Three of the four towns on the tourist mecca of Mount Desert Island have recently hired top administrators who will face pressure from growing numbers of tourists and mounting housing prices.
Two of them — Marilyn Lowell in Southwest Harbor and Kevin Sutherland in Bar Harbor — are getting some first-hand experience in the challenges that MDI faces.
Lowell, who had been Southwest Harbor’s town clerk since 2013 and became its town manager last month, is commuting to her job from off-island, where housing prices are cheaper and where a growing number of workers on MDI now live. Kevin Sutherland, a former city administrator in Saco in southern Maine who started his new job as Bar Harbor’s town manager last week, has found only a three-month rental in Bar Harbor to live in while he searches for long-term housing.

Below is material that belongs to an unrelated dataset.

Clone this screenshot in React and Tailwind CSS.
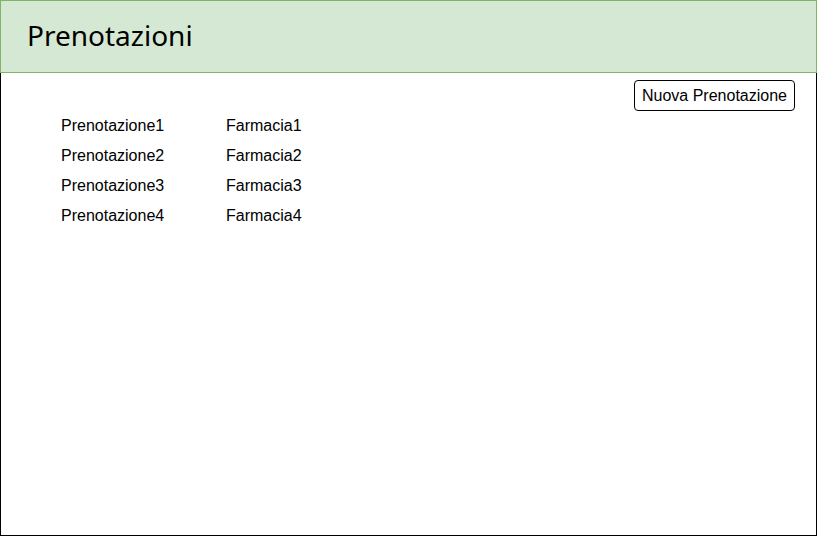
export default function App() {
  const rows = [1, 2, 3, 4];
  return (
    <div className="w-[817px] h-[536px] bg-white flex flex-col">
      <div className="h-[73px] border border-[#82b366] bg-[#d5e8d4] flex items-center pl-[26px] pb-[3px]">
        <span className="text-[28px] text-black" style={{ fontFamily: '"Noto Sans", sans-serif' }}>Prenotazioni</span>
      </div>
      <div className="flex-1 border-l border-r border-b border-black flex flex-col" style={{ fontFamily: '"Liberation Sans", Arial, sans-serif' }}>
        <div className="flex justify-end pt-[7px] pr-[21px]">
          <button className="w-[161px] h-[31px] border border-black rounded-[4px] text-[16px] text-black bg-white flex items-center justify-center">
            Nuova Prenotazione
          </button>
        </div>
        <div className="pl-[60px] flex flex-col">
          {rows.map((n) => (
            <div key={n} className="h-[30px] flex items-center text-[16px] text-black">
              <span className="w-[165px]">Prenotazione{n}</span>
              <span>Farmacia{n}</span>
            </div>
          ))}
        </div>
      </div>
    </div>
  );
}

They, along with Tremont’s new town manager Jesse Dunbar and Durlin Lunt, who has been town manager in Mount Desert since 2010, are facing development challenges that have come with the island’s ever-growing tourism sector and soaring real estate prices that make it difficult for local workers to find places to live. Affordable housing, seasonal transportation and parking are among the top issues.
Sutherland said that even with all his new connections at the town office, he has only been able to find housing to rent through the end of March. Come April 1, he said, he is not sure where he will live.

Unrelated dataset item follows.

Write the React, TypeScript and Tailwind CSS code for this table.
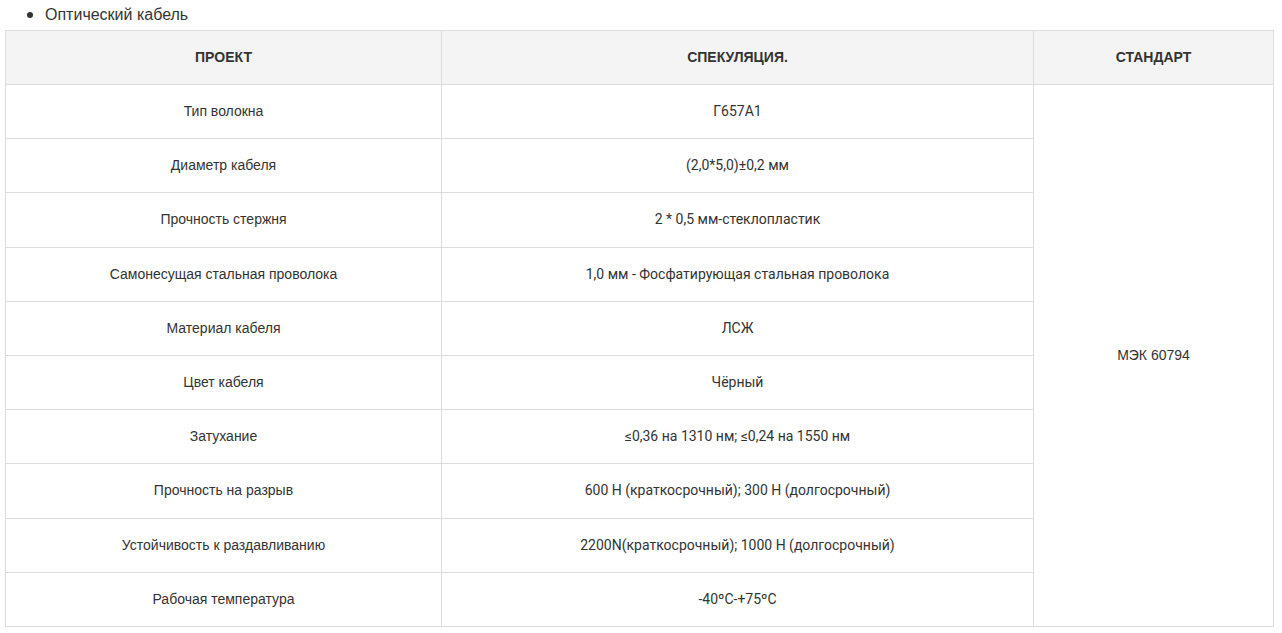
import React from 'react';

const rows: [string, string][] = [
  ['Тип волокна', 'Г657A1'],
  ['Диаметр кабеля', '(2,0*5,0)±0,2 мм'],
  ['Прочность стержня', '2 * 0,5 мм-стеклопластик'],
  ['Самонесущая стальная проволока', '1,0 мм - Фосфатирующая стальная проволока'],
  ['Материал кабеля', 'ЛСЖ'],
  ['Цвет кабеля', 'Чёрный'],
  ['Затухание', '≤0,36 на 1310 нм; ≤0,24 на 1550 нм'],
  ['Прочность на разрыв', '600 Н (краткосрочный); 300 Н (долгосрочный)'],
  ['Устойчивость к раздавливанию', '2200N(краткосрочный); 1000 Н (долгосрочный)'],
  ['Рабочая температура', '-40ºC-+75ºC'],
];

export default function App() {
  return (
    <div className="bg-white min-h-screen text-[#333] font-['Liberation_Sans',Arial,sans-serif]">
      <div className="flex items-center h-[30px] pl-[27px]">
        <span className="w-[6px] h-[6px] rounded-full bg-[#333] mr-[12px]" />
        <span className="text-[16px]">Оптический кабель</span>
      </div>
      <div className="pl-[5px]">
        <table className="border-collapse table-fixed w-[1268px] text-center">
          <colgroup>
            <col className="w-[436px]" />
            <col className="w-[592px]" />
            <col className="w-[240px]" />
          </colgroup>
          <thead>
            <tr className="bg-[#f4f4f4] h-[54px]">
              <th className="border border-[#dddddd] text-[14px] font-bold">ПРОЕКТ</th>
              <th className="border border-[#dddddd] text-[14px] font-bold">СПЕКУЛЯЦИЯ.</th>
              <th className="border border-[#dddddd] text-[14px] font-bold">СТАНДАРТ</th>
            </tr>
          </thead>
          <tbody>
            {rows.map(([name, spec], i) => (
              <tr key={i} className="h-[54.2px]">
                <td className="border border-[#dddddd] text-[14px]">{name}</td>
                <td className="border border-[#dddddd] text-[14px] font-['Roboto',sans-serif]">{spec}</td>
                {i === 0 && (
                  <td rowSpan={rows.length} className="border border-[#dddddd] text-[14px]">
                    МЭК 60794
                  </td>
                )}
              </tr>
            ))}
          </tbody>
        </table>
      </div>
    </div>
  );
}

“There’s not a lot to look at,” he said of MDI real estate listings for less than half a million dollars.
The housing crunch on MDI has also highlighted the importance of public transportation between the island and nearby communities, Sutherland said.
Just last week the elected Bar Harbor Town Council endorsed a plan to use more paid parking revenue and cruise ship fees to help fund the seasonal Island Explorer bus system which, in addition to carrying tourists, is used by many local workers to get to and from their jobs, especially those who work downtown.
“There’s an absolute connection between transportation and jobs,” Sutherland said.
Transportation is key to Lowell’s job, as she lives off island and drives to work every day. And though parking in Southwest Harbor is not an issue for her — town staff have designated parking — it is becoming increasingly scarce in the downtown village between May and October.
“Each year, it gets busier than the year before,” Lowell said.
Lowell said the town is looking to extend the sidewalk on the west side of Main Street about a half-mile south to make it easier to get around the village without using a car.
Meanwhile, the ongoing COVID-19 pandemic is drawing more visitors than ever to the island and Acadia National Park — just as employers are struggling to fill positions.
In Bar Harbor, which also is trying to set limits on the growing number of cruise ships that visit each year, the town’s popularity as a tourist destination has severely limited the amount of affordable year-round housing and has put the town under strain from the cars that flood the town between Memorial Day and Indigenous People’s Day each year.
And in other island communities, the demand for tourism venues means considering what smart development looks like. For instance, a controversial proposal to build a large-scale campground near Goose Cove, which later was scaled back, has raised concerns about other development proposals that might come along, said Dunbar, a former code enforcement officer who became Tremont‘s town manager last summer.
Sutherland said the question of how to make sure Bar Harbor continues to be a thriving yet liveable community is clearly a theme to many of the challenges the town faces.
“All these things are clearly reaching a tipping point,” Sutherland said. “What happens when it is too much?”